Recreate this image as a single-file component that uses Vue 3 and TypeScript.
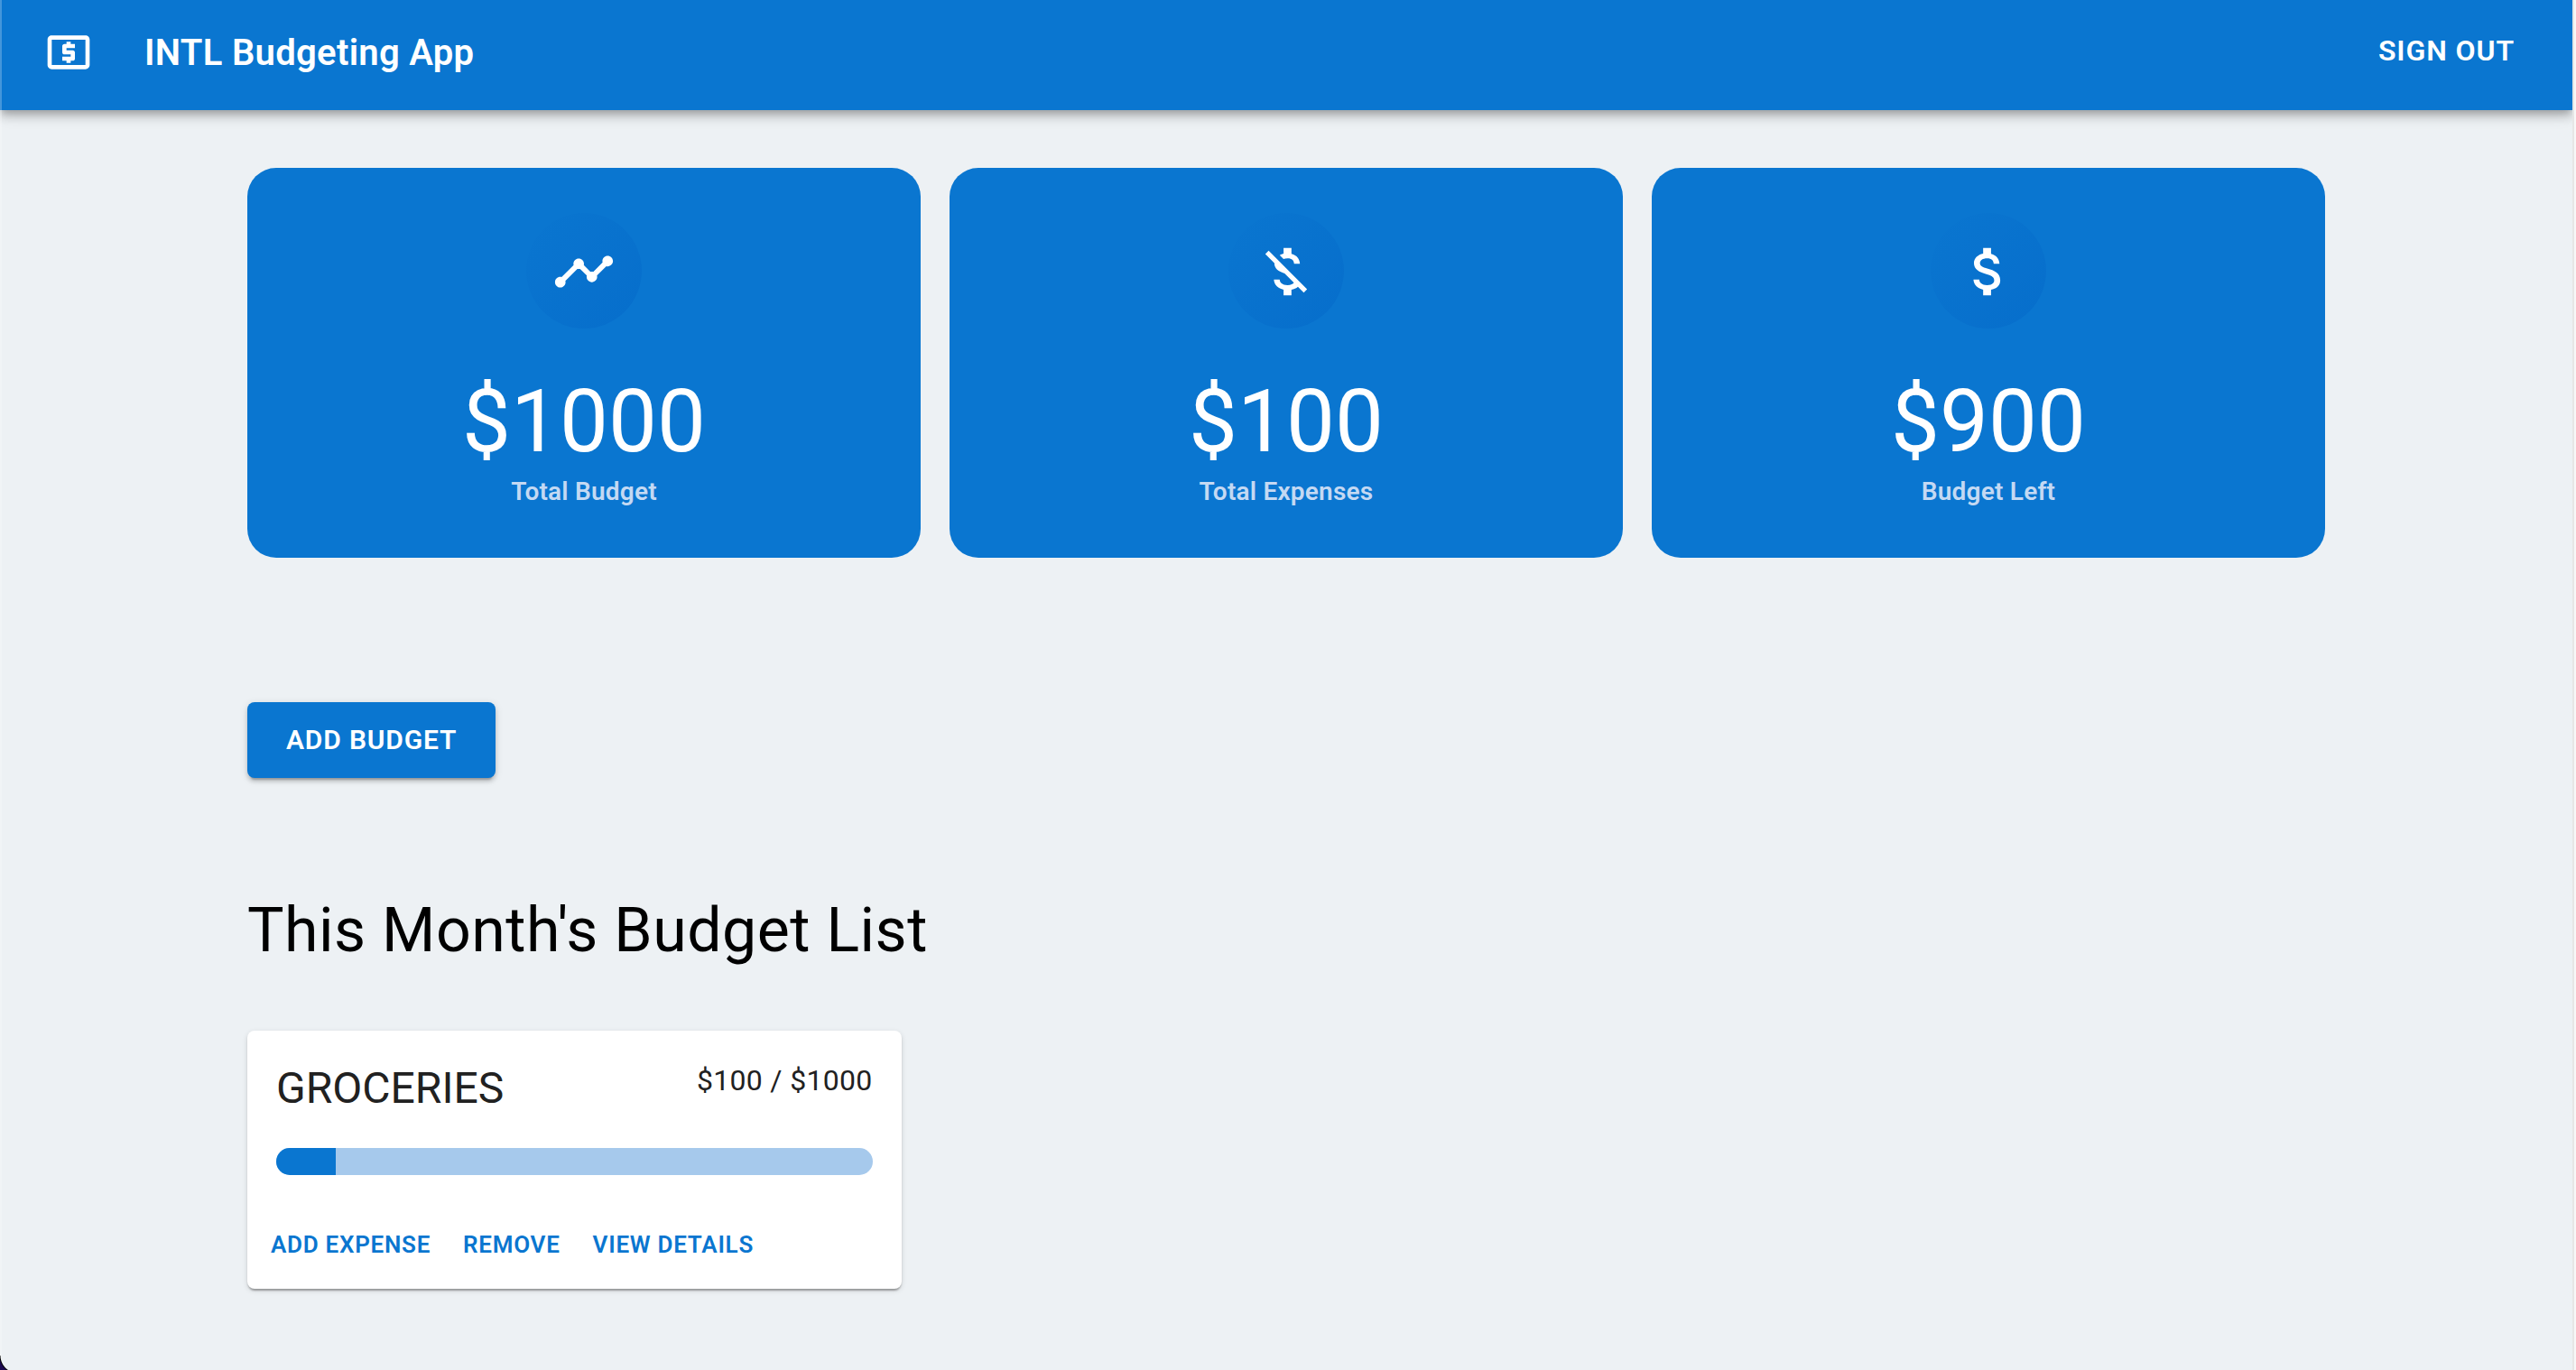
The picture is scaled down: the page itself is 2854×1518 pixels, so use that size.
<script setup lang="ts">
interface Stat {
  label: string
  amount: number
  icon: string
}

interface Budget {
  name: string
  spent: number
  total: number
}

const stats: Stat[] = [
  {
    label: 'Total Budget',
    amount: 1000,
    icon: 'M23 8c0 1.1-.9 2-2 2-.18 0-.35-.02-.51-.07l-3.56 3.55c.05.16.07.34.07.52 0 1.1-.9 2-2 2s-2-.9-2-2c0-.18.02-.36.07-.52l-2.55-2.55c-.16.05-.34.07-.52.07s-.36-.02-.52-.07l-4.55 4.56c.05.16.07.33.07.51 0 1.1-.9 2-2 2s-2-.9-2-2 .9-2 2-2c.18 0 .35.02.51.07l4.56-4.55C8.02 9.36 8 9.18 8 9c0-1.1.9-2 2-2s2 .9 2 2c0 .18-.02.36-.07.52l2.55 2.55c.16-.05.34-.07.52-.07s.36.02.52.07l3.55-3.56C19.02 8.35 19 8.18 19 8c0-1.1.9-2 2-2s2 .9 2 2z',
  },
  {
    label: 'Total Expenses',
    amount: 100,
    icon: 'M12.5 6.9c1.78 0 2.44.85 2.5 2.1h2.21c-.07-1.72-1.12-3.3-3.21-3.81V3h-3v2.16c-.53.12-1.03.3-1.48.54l1.47 1.47c.41-.17.91-.27 1.51-.27zM5.33 4.06L4.06 5.33 7.5 8.77c0 2.08 1.56 3.21 3.91 3.91l3.51 3.51c-.34.48-1.05.91-2.42.91-2.06 0-2.87-.92-2.98-2.1h-2.2c.12 2.19 1.76 3.42 3.68 3.83V21h3v-2.15c.96-.18 1.82-.55 2.45-1.12l2.22 2.22 1.27-1.27L5.33 4.06z',
  },
  {
    label: 'Budget Left',
    amount: 900,
    icon: 'M11.8 10.9c-2.27-.59-3-1.2-3-2.15 0-1.09 1.01-1.85 2.7-1.85 1.78 0 2.44.85 2.5 2.1h2.21c-.07-1.72-1.12-3.3-3.21-3.81V3h-3v2.16c-1.94.42-3.5 1.68-3.5 3.61 0 2.31 1.91 3.46 4.7 4.13 2.5.6 3 1.48 3 2.41 0 .69-.49 1.79-2.7 1.79-2.06 0-2.87-.92-2.98-2.1h-2.2c.12 2.19 1.76 3.42 3.68 3.83V21h3v-2.15c1.95-.37 3.5-1.5 3.5-3.55 0-2.84-2.43-3.81-4.7-4.4z',
  },
]

const budgets: Budget[] = [{ name: 'GROCERIES', spent: 100, total: 1000 }]

const percent = (b: Budget): number => (b.spent / b.total) * 100
</script>

<template>
  <div class="page">
    <header class="app-bar">
      <svg class="logo" viewBox="0 0 24 24" aria-hidden="true">
        <path d="M11 17h2v-1h1c.55 0 1-.45 1-1v-3c0-.55-.45-1-1-1h-3v-1h4V8h-2V7h-2v1h-1c-.55 0-1 .45-1 1v3c0 .55.45 1 1 1h3v1H9v2h2v1zm9-13H4c-1.11 0-1.99.89-1.99 2L2 18c0 1.11.89 2 2 2h16c1.11 0 2-.89 2-2V6c0-1.11-.89-2-2-2zm0 14H4V6h16v12z" />
      </svg>
      <div class="brand">INTL Budgeting App</div>
      <button type="button" class="sign-out">SIGN OUT</button>
    </header>

    <main class="container">
      <section class="stats">
        <article v-for="stat in stats" :key="stat.label" class="stat">
          <div class="stat-icon">
            <svg viewBox="0 0 24 24" aria-hidden="true"><path :d="stat.icon" /></svg>
          </div>
          <div class="stat-amount">${{ stat.amount }}</div>
          <div class="stat-label">{{ stat.label }}</div>
        </article>
      </section>

      <button type="button" class="add-budget">ADD BUDGET</button>

      <h1 class="list-title">This Month's Budget List</h1>

      <section class="budgets">
        <article v-for="budget in budgets" :key="budget.name" class="budget">
          <div class="budget-content">
            <div class="budget-head">
              <h2 class="budget-name">{{ budget.name }}</h2>
              <div class="budget-sum">${{ budget.spent }} / ${{ budget.total }}</div>
            </div>
            <div
              class="track"
              role="progressbar"
              :aria-label="budget.name"
              :aria-valuenow="percent(budget)"
              aria-valuemin="0"
              aria-valuemax="100"
            >
              <div class="fill" :style="{ width: percent(budget) + '%' }"></div>
            </div>
          </div>
          <div class="budget-actions">
            <button type="button">ADD EXPENSE</button>
            <button type="button">REMOVE</button>
            <button type="button">VIEW DETAILS</button>
          </div>
        </article>
      </section>
    </main>
  </div>
</template>

<style>
body {
  margin: 0;
  background: #f8f8f8;
}
</style>

<style scoped>
.page {
  position: relative;
  box-sizing: border-box;
  min-height: 100vh;
  margin-right: 2px;
  border-right: 2px solid #e6e6e6;
  background: #edf1f4;
  color: #212121;
  font-family: Roboto, "Liberation Sans", sans-serif;
  overflow: hidden;
}

/* light window edge on the left */
.page::before {
  content: "";
  position: absolute;
  inset: 0 auto 0 0;
  z-index: 1;
  width: 2px;
  background: rgba(255, 255, 255, 0.24);
}

/* rounded window corner */
.page::after {
  content: "";
  position: absolute;
  bottom: 0;
  left: 0;
  z-index: 2;
  width: 10px;
  height: 16px;
  background: radial-gradient(circle at 20px 0, transparent 19px, #000 20px, #1c0a50 21px);
}

button {
  margin: 0;
  border: 0;
  background: none;
  font-family: inherit;
  font-weight: 600;
  letter-spacing: 0.028em;
  cursor: pointer;
}

.app-bar {
  display: flex;
  align-items: center;
  padding: 2px 48px 8px;
  background: #0a76d0;
  color: #fff;
  box-shadow: 0 4px 8px -2px rgba(0, 0, 0, 0.2), 0 8px 10px rgba(0, 0, 0, 0.14), 0 2px 20px rgba(0, 0, 0, 0.12);
}

.logo {
  width: 56px;
  height: 56px;
  margin-right: 56px;
  fill: currentColor;
}

.brand {
  flex: 1;
  padding-top: 2px;
  font-size: 40px;
  font-weight: 600;
  letter-spacing: 0.0075em;
  line-height: 64px;
}

.sign-out {
  padding: 26px 16px 30px;
  color: inherit;
  font-size: 32px;
  line-height: 56px;
}

.container {
  box-sizing: border-box;
  max-width: 2398px;
  margin: 0 auto;
  padding: 64px 48px;
}

.stats {
  display: grid;
  grid-template-columns: repeat(3, 1fr);
  gap: 32px;
}

.stat {
  display: flex;
  flex-direction: column;
  align-items: center;
  padding: 50px 0 51px;
  border-radius: 32px;
  background: #0a76d0;
  color: #fff;
}

.stat-icon {
  box-sizing: border-box;
  display: flex;
  align-items: center;
  justify-content: center;
  width: 128px;
  height: 128px;
  margin-bottom: 47px;
  padding-top: 2px;
  border-radius: 50%;
  background: linear-gradient(135deg, rgba(0, 96, 196, 0), rgba(0, 96, 196, 0.36));
}

.stat-icon svg {
  width: 70px;
  height: 70px;
  fill: currentColor;
}

.stat-amount {
  font-size: 96px;
  line-height: 112px;
}

.stat-label {
  color: #c4d9f3;
  font-size: 28px;
  font-weight: 600;
  letter-spacing: 0.0075em;
  line-height: 44px;
}

.add-budget {
  display: block;
  margin-top: 160px;
  padding: 16px 43px;
  border-radius: 8px;
  background: #0a76d0;
  color: #fff;
  font-size: 30px;
  line-height: 52px;
  box-shadow: 0 6px 2px -4px rgba(0, 0, 0, 0.2), 0 4px 4px rgba(0, 0, 0, 0.14), 0 2px 10px rgba(0, 0, 0, 0.12);
}

.list-title {
  margin: 127px 0 69px;
  color: #000;
  font-size: 68px;
  font-weight: 400;
  letter-spacing: 0.0075em;
  line-height: 84px;
}

.budgets {
  display: grid;
  grid-template-columns: repeat(3, 1fr);
  gap: 64px;
}

.budget {
  border-radius: 8px;
  background: #fff;
  box-shadow: 0 4px 2px -2px rgba(0, 0, 0, 0.2), 0 2px 2px rgba(0, 0, 0, 0.14), 0 2px 6px rgba(0, 0, 0, 0.12);
}

.budget-content {
  padding: 32px;
}

.budget-head {
  display: flex;
  align-items: flex-start;
  justify-content: space-between;
  margin-bottom: 34px;
}

.budget-name {
  margin: 0;
  font-size: 48px;
  font-weight: 400;
  line-height: 64px;
}

.budget-sum {
  font-size: 32px;
  letter-spacing: 0.01em;
  line-height: 46px;
}

.track {
  height: 30px;
  border-radius: 16px;
  background: #a6c9ec;
  overflow: hidden;
}

.fill {
  height: 100%;
  background: #0a76d0;
}

.budget-actions {
  display: flex;
  gap: 16px;
  padding: 14px 16px 18px;
}

.budget-actions button {
  padding: 8px 10px;
  color: #0a76d0;
  font-size: 26px;
  line-height: 46px;
}
</style>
....................
— EXERCISE PROMPT —
Exactly as written, return the lines from the line containing "The picture is" through the line containing "const budgets: Budget[]", both included.

— SOLUTION BELOW —
The picture is scaled down: the page itself is 2854×1518 pixels, so use that size.
<script setup lang="ts">
interface Stat {
  label: string
  amount: number
  icon: string
}

interface Budget {
  name: string
  spent: number
  total: number
}

const stats: Stat[] = [
  {
    label: 'Total Budget',
    amount: 1000,
    icon: 'M23 8c0 1.1-.9 2-2 2-.18 0-.35-.02-.51-.07l-3.56 3.55c.05.16.07.34.07.52 0 1.1-.9 2-2 2s-2-.9-2-2c0-.18.02-.36.07-.52l-2.55-2.55c-.16.05-.34.07-.52.07s-.36-.02-.52-.07l-4.55 4.56c.05.16.07.33.07.51 0 1.1-.9 2-2 2s-2-.9-2-2 .9-2 2-2c.18 0 .35.02.51.07l4.56-4.55C8.02 9.36 8 9.18 8 9c0-1.1.9-2 2-2s2 .9 2 2c0 .18-.02.36-.07.52l2.55 2.55c.16-.05.34-.07.52-.07s.36.02.52.07l3.55-3.56C19.02 8.35 19 8.18 19 8c0-1.1.9-2 2-2s2 .9 2 2z',
  },
  {
    label: 'Total Expenses',
    amount: 100,
    icon: 'M12.5 6.9c1.78 0 2.44.85 2.5 2.1h2.21c-.07-1.72-1.12-3.3-3.21-3.81V3h-3v2.16c-.53.12-1.03.3-1.48.54l1.47 1.47c.41-.17.91-.27 1.51-.27zM5.33 4.06L4.06 5.33 7.5 8.77c0 2.08 1.56 3.21 3.91 3.91l3.51 3.51c-.34.48-1.05.91-2.42.91-2.06 0-2.87-.92-2.98-2.1h-2.2c.12 2.19 1.76 3.42 3.68 3.83V21h3v-2.15c.96-.18 1.82-.55 2.45-1.12l2.22 2.22 1.27-1.27L5.33 4.06z',
  },
  {
    label: 'Budget Left',
    amount: 900,
    icon: 'M11.8 10.9c-2.27-.59-3-1.2-3-2.15 0-1.09 1.01-1.85 2.7-1.85 1.78 0 2.44.85 2.5 2.1h2.21c-.07-1.72-1.12-3.3-3.21-3.81V3h-3v2.16c-1.94.42-3.5 1.68-3.5 3.61 0 2.31 1.91 3.46 4.7 4.13 2.5.6 3 1.48 3 2.41 0 .69-.49 1.79-2.7 1.79-2.06 0-2.87-.92-2.98-2.1h-2.2c.12 2.19 1.76 3.42 3.68 3.83V21h3v-2.15c1.95-.37 3.5-1.5 3.5-3.55 0-2.84-2.43-3.81-4.7-4.4z',
  },
]

const budgets: Budget[] = [{ name: 'GROCERIES', spent: 100, total: 1000 }]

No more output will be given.